XML, JSON, and YAML… Oh my!

I”m a network engineer who codes. Maybe even a network coder. Probably not a a network programmer. Definitely not a programer who knows networking.  I’m in that weird zone where I’m enough of two things that don’t normally go together that it makes conversations I”m having with some of my peers awkward.

I had one such conversation today trying to explain the different data serializations modes in python and why, at the end of the day, they really don’t matter.

The conversation started with one of those “But they have an XML API!!!” comments thrown out as a criticism of someone’s product. My response was something like “ And why does that matter? ”

The person who made the comment certainly couldn’t answer that question. It was just something they had read in a competitive deck somewhere.

I’m all about competing and trying to make sure that the customer’s have the BEST possible information to make the best decisions for their particular requirements, but this little criticism was definitely not, IMHO, the best information. In fact, it was totally irrelevant.   This post is my way of trying to explain why. Hopefully, this will help clear up some of the confusion around data structures and APIs and why they really don’t matter so much, as least not their formatting.

XML

You can read more about XML here. In a nutshell,  XML uses tags, similar to HTML to represent different values in your data stream.  the <item> opens up an item and the </item> closes the item, and what lives between the two is the value for that item. Take a look at the following XML output from the HP IMC NMS. I just cut and paste this straight out of the API interface, so you should be able to do the same if you want to follow along at home.  In this code, I have created a string called x and pasted in the XML formatted text which is a bunch of information about a Cisco 2811 router that lives in my lab. Pay attention to the values as they will stay the same going through this exercise.

XML is the oldest of the bunch, being a W3C recommendation in 1998. It’s important to note though that XML is still relevant, being the native data format of Netconf and still used in a lot of places. It’s old, but that doesn’t mean devoid of value.

Ordered Dictionary

A dictionary is a way of storing data in python that uses keys instead of an index to access the content or value of a specific piece of information you want. Example item[‘ip’] would return “10.101.0.1” with a dictionary.

One of the “issues” with dictionaries is that they are unordered. That means that there’s no guaranty that when you print out a dictionary that the values will be in the same order. ( Pretty obvious when you read the word “unordered” I know.) The OrderedDictionary is a “ dict subclass that remembers the order entries were added”.  So we’re going to use a great little library called xmltodict which takes an XML string ( called x ) above and transforms it into a python ordered dictionary. Now we can do interesting things to it in python. We can access they keys and get to the values directly. We can iterate over top of it because it’s one of pythons native data structures. It’s easy to use. People know it and understand it. It’s a good thing. Lists and dictionaries are the bread and butter of data structures in python. You need, need, need them.
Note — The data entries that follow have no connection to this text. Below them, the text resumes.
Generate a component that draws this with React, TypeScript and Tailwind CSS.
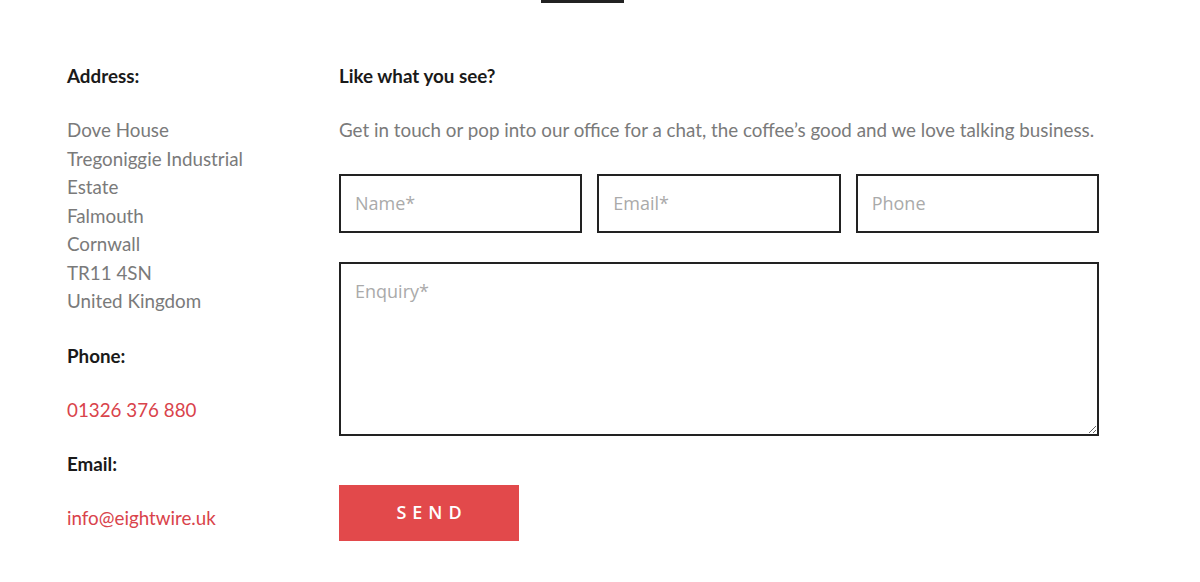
import React from "react";

export default function App() {
  const body = "font-['Lato','Liberation_Sans',sans-serif] text-[18.8px] leading-[28.5px] text-[#7a7a7a]";
  const head = "font-['Lato','Liberation_Sans',sans-serif] font-bold text-[18.8px] leading-[24px] text-[#1a1a1a]";
  const red = "font-['Lato','Liberation_Sans',sans-serif] text-[18.8px] leading-[28.5px] text-[#d9434b]";
  const input =
    "h-[59px] w-full border-2 border-[#222] bg-white px-[14px] font-['Open_Sans','Liberation_Sans',sans-serif] text-[18px] text-[#333] placeholder:text-[#aaa] outline-none";
  return (
    <div className="relative min-h-[582px] w-[1200px] bg-white">
      <div className="flex justify-center">
        <div className="ml-[-35px] h-[3px] w-[83px] bg-[#222]" />
      </div>
      <div className="flex pl-[67px] pt-[61px]">
        <div className="flex w-[272px] flex-col">
          <div className={head}>Address:</div>
          <div className={`${body} mt-[28px]`}>
            <div>Dove House</div>
            <div>Tregoniggie Industrial</div>
            <div>Estate</div>
            <div>Falmouth</div>
            <div>Cornwall</div>
            <div>TR11 4SN</div>
            <div>United Kingdom</div>
          </div>
          <div className={`${head} mt-[28px]`}>Phone:</div>
          <div className={`${red} mt-[28px]`}>01326 376 880</div>
          <div className={`${head} mt-[28px]`}>Email:</div>
          <div className={`${red} mt-[28px]`}>info@eightwire.uk</div>
        </div>
        <div className="flex w-[760px] flex-col">
          <div className={head}>Like what you see?</div>
          <div className={`${body} mt-[28px]`}>
            Get in touch or pop into our office for a chat, the coffee’s good and we love talking business.
          </div>
          <div className="mt-[29px] grid grid-cols-3 gap-[15px]">
            <input className={input} placeholder="Name*" />
            <input className={input} placeholder="Email*" />
            <input className={input} placeholder="Phone" />
          </div>
          <textarea
            className="mt-[29px] h-[174px] w-full border-2 border-[#222] bg-white px-[14px] py-[14px] font-['Open_Sans','Liberation_Sans',sans-serif] text-[18px] text-[#333] placeholder:text-[#aaa] outline-none"
            placeholder="Enquiry*"
          />
          <div className="mt-[49px]">
            <button className="flex h-[56px] w-[180px] items-center justify-center bg-[#e2494b] pl-[6px] font-['Open_Sans','Liberation_Sans',sans-serif] text-[18px] font-semibold tracking-[6px] text-white">
              SEND
            </button>
          </div>
        </div>
      </div>
    </div>
  );
}
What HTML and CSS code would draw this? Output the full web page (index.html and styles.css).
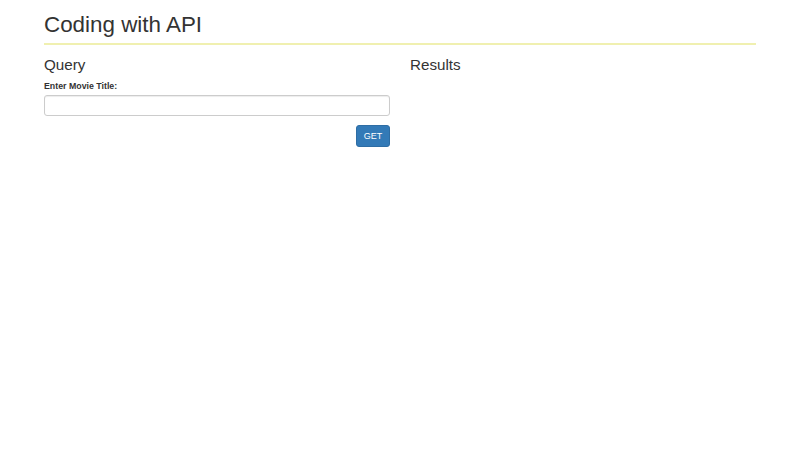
FILE: index.html
```html
<!DOCTYPE html>
<html>
<head>
<meta charset="utf-8">
<title>Coding with API</title>
<link rel="stylesheet" href="styles.css">
</head>
<body>
<div class="container">
  <header class="page-header">
    <h1 class="title">Coding with API</h1>
  </header>
  <div class="row">
    <section class="col">
      <h3 class="section-title">Query</h3>
      <form class="query-form">
        <label class="field-label" for="title">Enter Movie Title:</label>
        <input class="field-input" id="title" type="text">
        <div class="actions">
          <button class="btn-get" type="button">GET</button>
        </div>
      </form>
    </section>
    <section class="col">
      <h3 class="section-title">Results</h3>
    </section>
  </div>
</div>
</body>
</html>
```
FILE: styles.css
```css
html, body {
  margin: 0;
  padding: 0;
  background: #fff;
  color: #333;
  font-family: "Liberation Sans", Arial, sans-serif;
}
.container {
  width: 712px;
  margin: 0 auto;
}
.page-header {
  padding-top: 12px;
  padding-bottom: 5px;
  border-bottom: 2px solid #f0f0b0;
}
.title {
  margin: 0;
  font-size: 22.4px;
  font-weight: 400;
  line-height: 26px;
}
.row {
  display: grid;
  grid-template-columns: 346px 346px;
  column-gap: 20px;
  margin-top: 11px;
}
.section-title {
  margin: 0;
  font-size: 15.2px;
  font-weight: 400;
  line-height: 18px;
}
.query-form {
  display: flex;
  flex-direction: column;
  margin-top: 7px;
}
.field-label {
  font-size: 8.8px;
  font-weight: 700;
  line-height: 11px;
  margin-bottom: 3px;
}
.field-input {
  box-sizing: border-box;
  height: 21px;
  width: 100%;
  border: 1px solid #ccc;
  border-radius: 3px;
  box-shadow: inset 0 1px 1px rgba(0,0,0,0.075);
  padding: 3px 8px;
  font-size: 10px;
}
.actions {
  display: flex;
  justify-content: flex-end;
  margin-top: 9px;
}
.btn-get {
  box-sizing: border-box;
  width: 34px;
  height: 22px;
  background: #337ab7;
  border: 1px solid #2e6da4;
  border-radius: 3px;
  color: #fff;
  font-family: "Liberation Sans", Arial, sans-serif;
  font-size: 9px;
  padding: 0;
}
```
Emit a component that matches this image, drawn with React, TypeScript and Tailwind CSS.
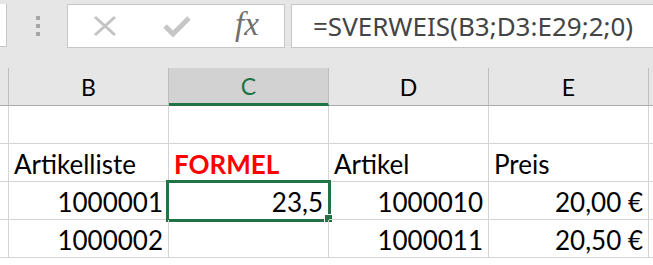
import React from "react";

const cellFont = { fontFamily: "Lato, 'Open Sans', sans-serif" };

interface Cell {
  text?: string;
  align?: "left" | "right";
  red?: boolean;
}

const rows: Cell[][] = [
  [{}, {}, {}, {}],
  [
    { text: "Artikelliste" },
    { text: "FORMEL", red: true },
    { text: "Artikel" },
    { text: "Preis" },
  ],
  [
    { text: "1000001", align: "right" },
    { text: "23,5", align: "right" },
    { text: "1000010", align: "right" },
    { text: "20,00 €", align: "right" },
  ],
  [
    { text: "1000002", align: "right" },
    {},
    { text: "1000011", align: "right" },
    { text: "20,50 €", align: "right" },
  ],
];

const columns = ["B", "C", "D", "E"];

const App: React.FC = () => {
  return (
    <div className="w-[653px] h-[265px] overflow-hidden bg-white" style={cellFont}>
      {/* Formula bar */}
      <div className="h-[68px] bg-[#e6e6e6] pt-[4px] flex items-start">
        <div className="w-[7px] h-[43px] bg-white border-r border-b border-[#c6c6c6]" />
        <div className="w-[60px] h-[43px] flex flex-col items-center justify-center gap-[4px] pl-[2px]">
          <div className="w-[4px] h-[4px] bg-[#a6a6a6]" />
          <div className="w-[4px] h-[4px] bg-[#a6a6a6]" />
          <div className="w-[4px] h-[4px] bg-[#a6a6a6]" />
        </div>
        <div className="w-[218px] h-[44px] bg-white border border-[#c6c6c6] flex items-center">
          <svg width="24" height="22" viewBox="0 0 24 22" className="ml-[25px]">
            <path d="M2 2 L22 20 M22 2 L2 20" stroke="#c3c3c3" strokeWidth="3" fill="none" />
          </svg>
          <svg width="28" height="22" viewBox="0 0 28 22" className="ml-[46px]">
            <path d="M2 11 L10 19 L26 3" stroke="#c6c6c6" strokeWidth="5" fill="none" strokeLinejoin="miter" />
          </svg>
          <span
            className="ml-[44px] italic text-[33px] leading-none text-[#6f6f6f] pb-[4px]"
            style={{ fontFamily: "'Liberation Serif', serif" }}
          >
            fx
          </span>
        </div>
        <div className="ml-[6px] flex-1 h-[44px] bg-white border border-[#c6c6c6] border-r-0 flex items-center pl-[21px]">
          <span
            className="text-[26px] leading-none text-[#444444] whitespace-nowrap"
            style={{ fontFamily: "'Noto Sans', 'Open Sans', sans-serif" }}
          >
            =SVERWEIS(B3;D3:E29;2;0)
          </span>
        </div>
      </div>

      {/* Column headers */}
      <div className="flex h-[38px] bg-[#e6e6e6]">
        <div className="w-[9px] shrink-0 border-r border-b border-r-[#bdbdbd] border-b-[#ababab]" />
        {columns.map((c) => (
          <div
            key={c}
            className={
              c === "C"
                ? "w-[160px] shrink-0 bg-[#d2d2d2] border-r border-r-[#bdbdbd] border-b-[3px] border-b-[#217346] flex items-center justify-center text-[23px] text-[#217346] pt-[1px]"
                : "w-[160px] shrink-0 border-r border-b border-r-[#bdbdbd] border-b-[#ababab] flex items-center justify-center text-[23px] text-black pt-[1px]"
            }
          >
            {c}
          </div>
        ))}
        <div className="flex-1 border-b border-b-[#ababab]" />
      </div>

      {/* Grid rows */}
      {rows.map((row, ri) => (
        <div key={ri} className="flex h-[38px]">
          <div className="w-[9px] shrink-0 border-r border-b border-[#d4d4d4]" />
          {row.map((cell, ci) => (
            <div
              key={ci}
              className={
                "relative w-[160px] shrink-0 border-r border-b border-[#d4d4d4] flex items-end pb-[1px] px-[5px] text-[26px] leading-[32px] whitespace-nowrap " +
                (cell.align === "right" ? "justify-end " : "justify-start ") +
                (cell.red ? "font-bold text-[#ff0000]" : "text-black")
              }
            >
              {cell.text}
              {ri === 2 && ci === 1 ? (
                <>
                  <div className="absolute left-[-3px] top-[-2px] w-[165px] h-[42px] border-[3px] border-[#217346] pointer-events-none" />
                  <div className="absolute left-[155px] top-[32px] w-[9px] h-[9px] bg-[#217346] border border-white" />
                </>
              ) : null}
            </div>
          ))}
          <div className="flex-1 border-b border-[#d4d4d4]" />
        </div>
      ))}
    </div>
  );
};

export default App;
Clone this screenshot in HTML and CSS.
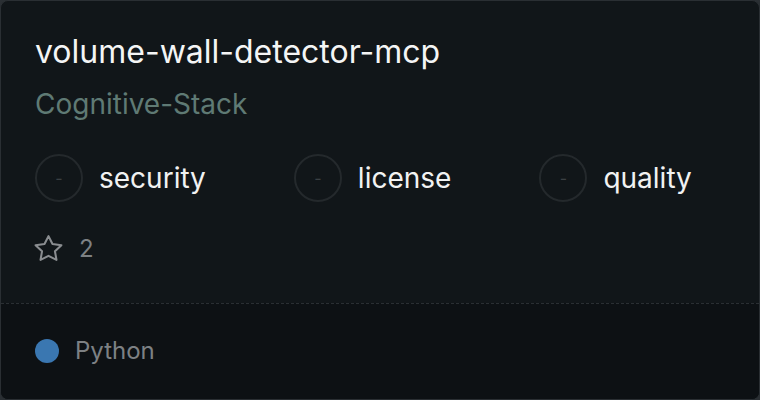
FILE: index.html
```html
<!DOCTYPE html>
<html>
<head>
    <meta name="viewport" content="width=device-width, initial-scale=1.0">
    <title>volume-wall-detector-mcp</title>
    <link rel="stylesheet" href="styles.css">
</head>
<body>
    <div class="card">
        <div class="card-body">
            <h1 class="repo-name">volume-wall-detector-mcp</h1>
            <div class="repo-owner">Cognitive-Stack</div>
            <div class="scores">
                <div class="score">
                    <span class="score-ring">-</span>
                    <span class="score-label">security</span>
                </div>
                <div class="score">
                    <span class="score-ring">-</span>
                    <span class="score-label">license</span>
                </div>
                <div class="score">
                    <span class="score-ring">-</span>
                    <span class="score-label">quality</span>
                </div>
            </div>
            <div class="stars">
                <svg class="star-icon" width="31" height="30" viewBox="0 0 24 24" fill="none" stroke="currentColor" stroke-width="1.6" stroke-linejoin="round" preserveAspectRatio="none">
                    <path d="M12 2.5l3.09 6.26L22 9.77l-5 4.87 1.18 6.88L12 18.27l-6.18 3.25L7 14.64 2 9.77l6.91-1.01z"/>
                </svg>
                <span class="star-count">2</span>
            </div>
        </div>
        <div class="card-footer">
            <span class="lang-dot"></span>
            <span class="lang-name">Python</span>
        </div>
    </div>
</body>
</html>
```

FILE: styles.css
```css
* {
    box-sizing: border-box;
}
html, body {
    height: 100%;
}
body {
    margin: 0;
    font-family: Inter, "Noto Sans", sans-serif;
    background-color: #2a2f33;
}
.card {
    display: flex;
    flex-direction: column;
    height: 100%;
    background-color: #111619;
    border: 1px solid #2a2f33;
    border-radius: 8px;
    overflow: hidden;
}
.card-body {
    padding: 34px 34px 41px;
}
.repo-name {
    margin: 0;
    font-size: 32px;
    font-weight: 400;
    line-height: 34px;
    color: #f4f5f5;
}
.repo-owner {
    margin-top: 19px;
    font-size: 28px;
    line-height: 32px;
    color: #5f7a74;
}
.scores {
    display: flex;
    gap: 88px;
    margin-top: 34px;
}
.score {
    display: flex;
    align-items: center;
    gap: 16px;
}
.score-ring {
    display: flex;
    align-items: center;
    justify-content: center;
    width: 48px;
    height: 48px;
    border: 2px solid #24292c;
    border-radius: 50%;
    font-size: 16px;
    color: #3b4043;
}
.score-label {
    font-size: 28px;
    color: #f1f2f2;
}
.stars {
    display: flex;
    align-items: center;
    gap: 15px;
    margin-top: 32px;
    margin-left: -2px;
    height: 28px;
    color: #8a8d90;
}
.star-count {
    font-size: 24px;
    color: #7d8184;
}
.card-footer {
    flex: 1;
    display: flex;
    align-items: center;
    gap: 16px;
    padding: 0 34px 2px;
    background-color: #0d1114;
    border-top: 1px dashed #2a2f33;
}
.lang-dot {
    width: 24px;
    height: 24px;
    border-radius: 50%;
    background-color: #3a77b1;
}
.lang-name {
    font-size: 24px;
    color: #7d8184;
}
```
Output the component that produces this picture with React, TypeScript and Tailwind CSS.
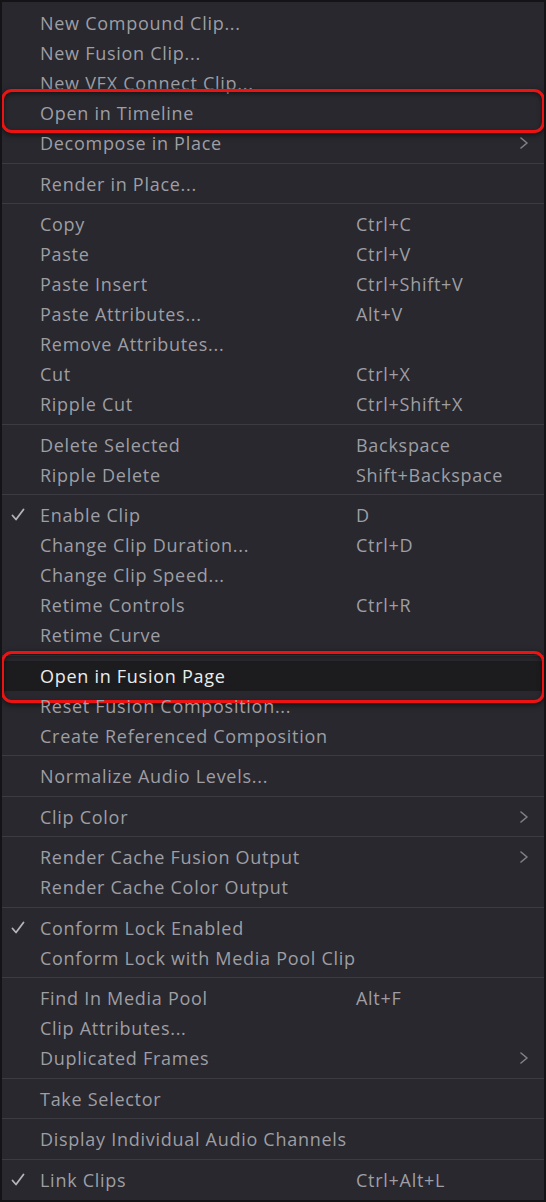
import type { ReactNode } from "react";

type Item = {
  label: string;
  shortcut?: string;
  checked?: boolean;
  submenu?: boolean;
  active?: boolean;
  marked?: boolean;
};

// groups of the context menu, separated by a line
const groups: Item[][] = [
  [
    { label: "New Compound Clip..." },
    { label: "New Fusion Clip..." },
    { label: "New VFX Connect Clip..." },
    { label: "Open in Timeline", marked: true },
    { label: "Decompose in Place", submenu: true },
  ],
  [{ label: "Render in Place..." }],
  [
    { label: "Copy", shortcut: "Ctrl+C" },
    { label: "Paste", shortcut: "Ctrl+V" },
    { label: "Paste Insert", shortcut: "Ctrl+Shift+V" },
    { label: "Paste Attributes...", shortcut: "Alt+V" },
    { label: "Remove Attributes..." },
    { label: "Cut", shortcut: "Ctrl+X" },
    { label: "Ripple Cut", shortcut: "Ctrl+Shift+X" },
  ],
  [
    { label: "Delete Selected", shortcut: "Backspace" },
    { label: "Ripple Delete", shortcut: "Shift+Backspace" },
  ],
  [
    { label: "Enable Clip", shortcut: "D", checked: true },
    { label: "Change Clip Duration...", shortcut: "Ctrl+D" },
    { label: "Change Clip Speed..." },
    { label: "Retime Controls", shortcut: "Ctrl+R" },
    { label: "Retime Curve" },
  ],
  [
    { label: "Open in Fusion Page", active: true, marked: true },
    { label: "Reset Fusion Composition..." },
    { label: "Create Referenced Composition" },
  ],
  [{ label: "Normalize Audio Levels..." }],
  [{ label: "Clip Color", submenu: true }],
  [
    { label: "Render Cache Fusion Output", submenu: true },
    { label: "Render Cache Color Output" },
  ],
  [
    { label: "Conform Lock Enabled", checked: true },
    { label: "Conform Lock with Media Pool Clip" },
  ],
  [
    { label: "Find In Media Pool", shortcut: "Alt+F" },
    { label: "Clip Attributes..." },
    { label: "Duplicated Frames", submenu: true },
  ],
  [{ label: "Take Selector" }],
  [{ label: "Display Individual Audio Channels" }],
  [{ label: "Link Clips", shortcut: "Ctrl+Alt+L", checked: true }],
];

function CheckMark() {
  return (
    <svg width="14" height="14" viewBox="0 0 14 14" fill="none">
      <path d="M1.5 7.5 L5 11.5 L12.5 1.5" stroke="#b4b4b8" strokeWidth="1.8" strokeLinecap="round" strokeLinejoin="round" />
    </svg>
  );
}

function Chevron() {
  return (
    <svg width="10" height="12" viewBox="0 0 10 12" fill="none">
      <path d="M2 1 L8 6 L2 11" stroke="#808086" strokeWidth="1.6" strokeLinecap="round" strokeLinejoin="round" />
    </svg>
  );
}

function Row({ item }: { item: Item }) {
  return (
    <div
      className={
        "relative flex h-[30px] items-center " +
        (item.active ? "bg-[#1c1c1e] text-[#ececec]" : "text-[#9e9ea4]")
      }
    >
      <div className="flex w-[38px] shrink-0 pl-[9px]">
        {item.checked && <CheckMark />}
      </div>
      <span className="w-[316px] shrink-0 whitespace-nowrap">{item.label}</span>
      <span className="whitespace-nowrap">{item.shortcut}</span>
      {item.submenu && (
        <div className="absolute right-[15px] top-[9px]">
          <Chevron />
        </div>
      )}
      {/* red annotation box drawn over the item */}
      {item.marked && <Marker active={item.active} />}
    </div>
  );
}

function Marker({ active }: { active?: boolean }) {
  return (
    <div
      className={
        "pointer-events-none absolute left-[-1px] right-[-1px] rounded-[11px] border-[3px] border-[#ee1313] shadow-[0_2px_6px_rgba(0,0,0,0.55),inset_0_2px_5px_rgba(0,0,0,0.45)] " +
        (active ? "top-[-10px] bottom-[-12px]" : "top-[-9px] bottom-[-5px]")
      }
    />
  );
}

function Separator(): ReactNode {
  return (
    <div className="py-[4.75px]">
      <div className="h-px bg-[#3b3b41]" />
    </div>
  );
}

export default function App() {
  return (
    <div className="h-[1202px] w-[546px] overflow-hidden border-2 border-[#141416] bg-[#28282e] pt-[6px] font-['Open_Sans',sans-serif] text-[18px] leading-none tracking-[0.72px]">
      {groups.map((group, i) => (
        <div key={i}>
          {i > 0 && <Separator />}
          {group.map((item) => (
            <Row key={item.label} item={item} />
          ))}
        </div>
      ))}
    </div>
  );
}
In this code example, we’re going to take the XML string from above, run it through the xmltodict to convert it to an ordered dictionary and assign it to the variable y.  Once I’ve got the ordereddict Y, I could also use xmltodict to convert it back into XML with little to no effort. Cool?

JSON

JSON has become one of the standard ways to represent data between machines. It’s structured, well understood and it’s mostly human readable. A lot of “newer” systems now use JSON as the default data type. Most RESTful APIs for instance seem to have settled on JSON.

This is where things get interesting. Now that I’ve got XML in an ordereddict, I can use the JSON library to convert it to a JSON formatted string which I can then send along to any system that understands JSON. Or write it to a file, or just stare at those pretty, pretty braces.

Note: If I convert from JSON back to a python structure using the json.loads method, it will actually return a regular dictionary, not an Ordered Dictionary, so the values might appear out of order which COULD, in theory, cause issues with an upstream system, but I haven’t seen that in any of my work.

YAML

Although JSON is “more” readable than XML, it’s still got all those braces and apostrophes to worry about. And so YAML was born. YAML is easily the most human readable of the formats I’ve worked with. It uses white space, dashes and asterisk to denote different levels of the data structure. It’s what is commonly used with Jinja2 templating and Ansible and other cool buzzwords that we all are starting to play with.

Just like with the JSON example above, I can take the Ordered Dictionary and convert it to a YAML format (shown below ) and back again.  The yaml.load method does actually return an Ordered Dictionary.

 

What’s my point?

So the original criticism was “But they have an XML api!!!” right?  Well in these little code snippets I just demonstrated how using python and a couple of readily available libraries ( pyyaml and xmltodict are not native python and must be installed ) I was able to go from XML, to OrderedDict, to JSON, to YAML,  with almost no effort. I could take any of these and convert it to something like a Python Pickle, pull it back and convert it to something else. It really doesn’t matter. I can go from one to another without much effort.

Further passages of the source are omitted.